The second are agent runs or covering peripheral areas such as Vancouver Island, Northern Canada etc. where major players do not want to invest in setting up their own networks. And finally, over-dimensional items such as TVs, large appliances etc. Such items also open up other service offerings beyond delivery that include set-up and take-away as well as repair and maintenance.
Other innovations are emerging to eliminate some of the frustration of e-commerce home deliveries. Throughout Germany, DHL has set up thousands of freight lockers called Packstations in accessible urban locations. Resembling sophisticated versions of Canada Post superboxes, they can receive small to mid-sized parcels to eliminate the hassles of missed home deliveries. Consumers can pick them up at any time using a credit card.

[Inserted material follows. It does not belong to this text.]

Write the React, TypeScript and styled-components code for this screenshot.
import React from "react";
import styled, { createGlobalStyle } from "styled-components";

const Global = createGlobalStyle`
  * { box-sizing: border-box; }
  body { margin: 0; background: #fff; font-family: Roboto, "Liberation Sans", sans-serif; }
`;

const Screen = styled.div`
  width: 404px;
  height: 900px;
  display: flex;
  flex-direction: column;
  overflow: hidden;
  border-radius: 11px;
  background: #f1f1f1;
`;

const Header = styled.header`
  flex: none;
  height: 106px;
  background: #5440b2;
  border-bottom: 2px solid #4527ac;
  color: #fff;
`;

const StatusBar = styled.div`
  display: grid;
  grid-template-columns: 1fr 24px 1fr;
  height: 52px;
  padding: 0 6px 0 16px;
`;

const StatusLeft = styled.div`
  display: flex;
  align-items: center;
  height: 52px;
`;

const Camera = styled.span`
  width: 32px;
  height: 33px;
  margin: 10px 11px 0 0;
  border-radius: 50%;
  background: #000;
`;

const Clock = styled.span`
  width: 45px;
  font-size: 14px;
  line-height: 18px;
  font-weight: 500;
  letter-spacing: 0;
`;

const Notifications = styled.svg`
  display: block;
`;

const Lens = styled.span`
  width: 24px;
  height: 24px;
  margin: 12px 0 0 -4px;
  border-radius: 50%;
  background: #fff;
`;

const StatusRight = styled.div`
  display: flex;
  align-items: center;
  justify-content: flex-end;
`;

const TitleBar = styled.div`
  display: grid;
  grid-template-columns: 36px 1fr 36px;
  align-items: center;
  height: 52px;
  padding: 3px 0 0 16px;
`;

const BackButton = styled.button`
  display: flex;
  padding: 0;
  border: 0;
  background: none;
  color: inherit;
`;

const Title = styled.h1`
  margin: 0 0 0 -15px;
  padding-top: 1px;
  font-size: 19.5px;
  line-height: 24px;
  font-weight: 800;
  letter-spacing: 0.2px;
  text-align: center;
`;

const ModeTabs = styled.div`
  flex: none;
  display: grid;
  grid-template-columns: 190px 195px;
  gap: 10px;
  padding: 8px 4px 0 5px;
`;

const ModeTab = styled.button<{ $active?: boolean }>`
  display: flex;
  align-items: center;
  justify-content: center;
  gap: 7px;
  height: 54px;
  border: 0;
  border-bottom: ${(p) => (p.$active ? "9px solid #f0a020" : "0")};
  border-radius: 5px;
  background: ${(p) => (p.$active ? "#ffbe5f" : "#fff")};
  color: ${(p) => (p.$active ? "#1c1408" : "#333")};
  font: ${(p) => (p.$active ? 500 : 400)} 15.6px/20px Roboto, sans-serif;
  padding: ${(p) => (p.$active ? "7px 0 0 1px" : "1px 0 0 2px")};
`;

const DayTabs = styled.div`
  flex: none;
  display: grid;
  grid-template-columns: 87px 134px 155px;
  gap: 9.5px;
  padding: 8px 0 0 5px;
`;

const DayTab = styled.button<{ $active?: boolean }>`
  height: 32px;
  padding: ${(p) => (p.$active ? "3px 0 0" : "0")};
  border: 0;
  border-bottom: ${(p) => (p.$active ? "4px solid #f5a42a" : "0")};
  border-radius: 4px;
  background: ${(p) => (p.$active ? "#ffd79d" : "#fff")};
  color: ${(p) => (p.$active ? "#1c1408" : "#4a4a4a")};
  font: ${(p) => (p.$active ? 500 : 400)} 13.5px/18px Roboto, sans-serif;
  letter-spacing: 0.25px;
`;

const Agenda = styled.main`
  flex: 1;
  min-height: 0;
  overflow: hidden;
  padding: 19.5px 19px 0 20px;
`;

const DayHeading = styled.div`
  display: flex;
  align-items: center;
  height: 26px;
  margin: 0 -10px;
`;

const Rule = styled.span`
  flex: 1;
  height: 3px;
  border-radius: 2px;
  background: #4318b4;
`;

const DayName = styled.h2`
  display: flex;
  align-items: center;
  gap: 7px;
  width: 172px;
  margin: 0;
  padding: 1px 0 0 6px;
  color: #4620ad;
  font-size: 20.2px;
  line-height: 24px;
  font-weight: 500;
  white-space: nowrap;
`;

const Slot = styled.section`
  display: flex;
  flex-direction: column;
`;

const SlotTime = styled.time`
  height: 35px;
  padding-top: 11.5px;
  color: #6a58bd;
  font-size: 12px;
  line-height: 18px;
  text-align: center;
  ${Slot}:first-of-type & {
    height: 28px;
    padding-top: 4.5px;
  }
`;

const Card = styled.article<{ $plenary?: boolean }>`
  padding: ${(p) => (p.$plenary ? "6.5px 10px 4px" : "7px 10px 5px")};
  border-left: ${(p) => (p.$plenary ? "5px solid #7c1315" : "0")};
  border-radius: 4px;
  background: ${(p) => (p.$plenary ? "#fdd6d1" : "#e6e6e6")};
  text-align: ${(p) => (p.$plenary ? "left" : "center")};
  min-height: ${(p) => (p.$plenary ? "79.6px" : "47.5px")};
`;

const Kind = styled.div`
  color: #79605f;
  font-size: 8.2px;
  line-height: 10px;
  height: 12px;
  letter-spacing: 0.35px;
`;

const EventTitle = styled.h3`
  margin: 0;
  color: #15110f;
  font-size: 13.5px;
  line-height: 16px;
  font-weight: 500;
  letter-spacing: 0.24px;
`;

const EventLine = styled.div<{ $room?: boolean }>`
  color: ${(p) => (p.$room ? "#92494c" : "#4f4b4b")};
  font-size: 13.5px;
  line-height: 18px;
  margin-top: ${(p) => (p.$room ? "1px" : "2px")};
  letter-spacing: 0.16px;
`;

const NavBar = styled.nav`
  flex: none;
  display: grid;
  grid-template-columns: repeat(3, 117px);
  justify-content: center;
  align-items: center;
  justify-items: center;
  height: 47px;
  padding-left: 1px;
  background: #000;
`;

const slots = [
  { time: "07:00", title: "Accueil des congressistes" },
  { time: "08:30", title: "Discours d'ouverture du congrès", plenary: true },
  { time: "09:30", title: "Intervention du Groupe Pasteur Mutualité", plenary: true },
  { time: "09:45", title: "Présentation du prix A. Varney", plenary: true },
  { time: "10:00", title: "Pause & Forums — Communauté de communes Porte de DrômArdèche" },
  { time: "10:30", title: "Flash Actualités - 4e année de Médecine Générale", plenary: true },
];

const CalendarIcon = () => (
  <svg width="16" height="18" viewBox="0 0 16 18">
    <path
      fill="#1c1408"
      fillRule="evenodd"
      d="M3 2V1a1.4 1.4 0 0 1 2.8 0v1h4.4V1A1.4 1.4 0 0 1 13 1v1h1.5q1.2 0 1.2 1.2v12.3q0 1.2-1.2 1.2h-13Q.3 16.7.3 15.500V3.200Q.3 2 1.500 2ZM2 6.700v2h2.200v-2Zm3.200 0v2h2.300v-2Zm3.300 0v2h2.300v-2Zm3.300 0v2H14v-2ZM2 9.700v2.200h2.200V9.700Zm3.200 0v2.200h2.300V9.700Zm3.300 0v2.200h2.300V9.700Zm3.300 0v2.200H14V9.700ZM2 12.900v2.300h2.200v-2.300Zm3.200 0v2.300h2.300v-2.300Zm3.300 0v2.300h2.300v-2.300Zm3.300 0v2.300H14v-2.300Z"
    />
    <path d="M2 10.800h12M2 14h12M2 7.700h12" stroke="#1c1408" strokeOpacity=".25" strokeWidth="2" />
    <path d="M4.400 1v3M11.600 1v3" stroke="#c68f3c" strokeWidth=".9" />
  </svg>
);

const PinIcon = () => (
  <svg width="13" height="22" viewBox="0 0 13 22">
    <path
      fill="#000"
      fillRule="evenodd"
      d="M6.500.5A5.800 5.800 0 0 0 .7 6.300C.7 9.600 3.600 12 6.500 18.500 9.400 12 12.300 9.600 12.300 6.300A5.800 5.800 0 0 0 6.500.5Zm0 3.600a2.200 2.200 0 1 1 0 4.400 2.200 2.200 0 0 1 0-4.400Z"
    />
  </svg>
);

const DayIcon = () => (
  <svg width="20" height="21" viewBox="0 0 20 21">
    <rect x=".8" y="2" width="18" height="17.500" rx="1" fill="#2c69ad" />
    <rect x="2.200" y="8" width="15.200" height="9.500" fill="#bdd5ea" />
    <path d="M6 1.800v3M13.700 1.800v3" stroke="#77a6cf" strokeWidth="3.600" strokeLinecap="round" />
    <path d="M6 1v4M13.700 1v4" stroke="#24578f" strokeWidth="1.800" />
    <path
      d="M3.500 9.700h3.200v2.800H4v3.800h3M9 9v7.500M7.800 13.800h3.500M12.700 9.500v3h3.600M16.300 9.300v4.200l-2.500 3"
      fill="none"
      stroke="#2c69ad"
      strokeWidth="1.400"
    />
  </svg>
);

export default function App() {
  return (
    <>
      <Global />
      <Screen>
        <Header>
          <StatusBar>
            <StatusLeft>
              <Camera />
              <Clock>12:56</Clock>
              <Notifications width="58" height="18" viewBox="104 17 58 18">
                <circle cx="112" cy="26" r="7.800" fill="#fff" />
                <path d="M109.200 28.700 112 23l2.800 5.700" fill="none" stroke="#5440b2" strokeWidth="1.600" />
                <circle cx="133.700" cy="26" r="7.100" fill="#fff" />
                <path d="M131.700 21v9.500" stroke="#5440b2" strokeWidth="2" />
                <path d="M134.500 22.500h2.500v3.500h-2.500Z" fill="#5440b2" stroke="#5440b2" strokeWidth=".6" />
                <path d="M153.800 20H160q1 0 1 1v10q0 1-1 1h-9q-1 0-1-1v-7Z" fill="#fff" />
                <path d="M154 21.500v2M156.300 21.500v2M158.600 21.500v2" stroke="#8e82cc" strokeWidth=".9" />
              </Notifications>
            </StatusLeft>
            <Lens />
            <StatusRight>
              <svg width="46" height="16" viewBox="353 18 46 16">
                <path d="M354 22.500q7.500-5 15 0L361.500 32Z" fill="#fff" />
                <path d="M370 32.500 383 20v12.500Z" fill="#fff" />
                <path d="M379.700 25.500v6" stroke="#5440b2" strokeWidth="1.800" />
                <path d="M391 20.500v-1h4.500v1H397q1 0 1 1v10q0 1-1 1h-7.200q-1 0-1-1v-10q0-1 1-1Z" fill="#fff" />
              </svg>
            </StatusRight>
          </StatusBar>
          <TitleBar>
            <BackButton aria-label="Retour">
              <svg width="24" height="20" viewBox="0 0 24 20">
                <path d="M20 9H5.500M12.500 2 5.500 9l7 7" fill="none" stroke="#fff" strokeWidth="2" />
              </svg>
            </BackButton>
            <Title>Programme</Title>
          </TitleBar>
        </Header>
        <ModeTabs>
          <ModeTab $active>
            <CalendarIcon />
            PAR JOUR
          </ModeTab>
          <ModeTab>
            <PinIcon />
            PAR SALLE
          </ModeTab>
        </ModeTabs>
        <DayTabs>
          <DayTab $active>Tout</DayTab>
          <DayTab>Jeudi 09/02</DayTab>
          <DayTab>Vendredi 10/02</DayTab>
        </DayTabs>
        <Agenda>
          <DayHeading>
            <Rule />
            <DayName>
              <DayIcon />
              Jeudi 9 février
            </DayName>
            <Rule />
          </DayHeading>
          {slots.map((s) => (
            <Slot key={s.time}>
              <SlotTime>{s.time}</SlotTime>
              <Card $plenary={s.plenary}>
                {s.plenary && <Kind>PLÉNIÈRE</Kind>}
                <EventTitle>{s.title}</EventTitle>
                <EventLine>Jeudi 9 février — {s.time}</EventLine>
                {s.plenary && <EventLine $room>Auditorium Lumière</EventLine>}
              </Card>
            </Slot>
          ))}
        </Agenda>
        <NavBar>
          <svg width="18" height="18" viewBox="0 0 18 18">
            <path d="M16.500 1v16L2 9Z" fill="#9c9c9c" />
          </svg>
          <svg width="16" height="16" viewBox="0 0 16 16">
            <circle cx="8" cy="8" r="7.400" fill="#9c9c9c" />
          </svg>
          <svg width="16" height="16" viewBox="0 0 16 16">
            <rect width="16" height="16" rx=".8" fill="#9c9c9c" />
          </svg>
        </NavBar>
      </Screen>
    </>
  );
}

A Canadian version called BufferBox developed by a Waterloo-based start-up is more high tech. At a self-service kiosk, consumers deploy a single-use code to pick up the package. Regrettably Google, which bought the company in 2013, recently announced that it will soon close the Canadian operations and transfer it to its California head office.
Finally, Canada’s very large retailers are nervous about their US counterparts setting up shop here soon. However, UPS’s Nicolas Dorget states that most major US retailers are not too interested in coming north because Canada is such a small market with numerous challenges. As a result, there can be a bumpy learning curve as Target recently discovered.
Still, Canadian retailers need to move quickly to get their e-commerce fulfillment systems in place to scare away potential US competitors.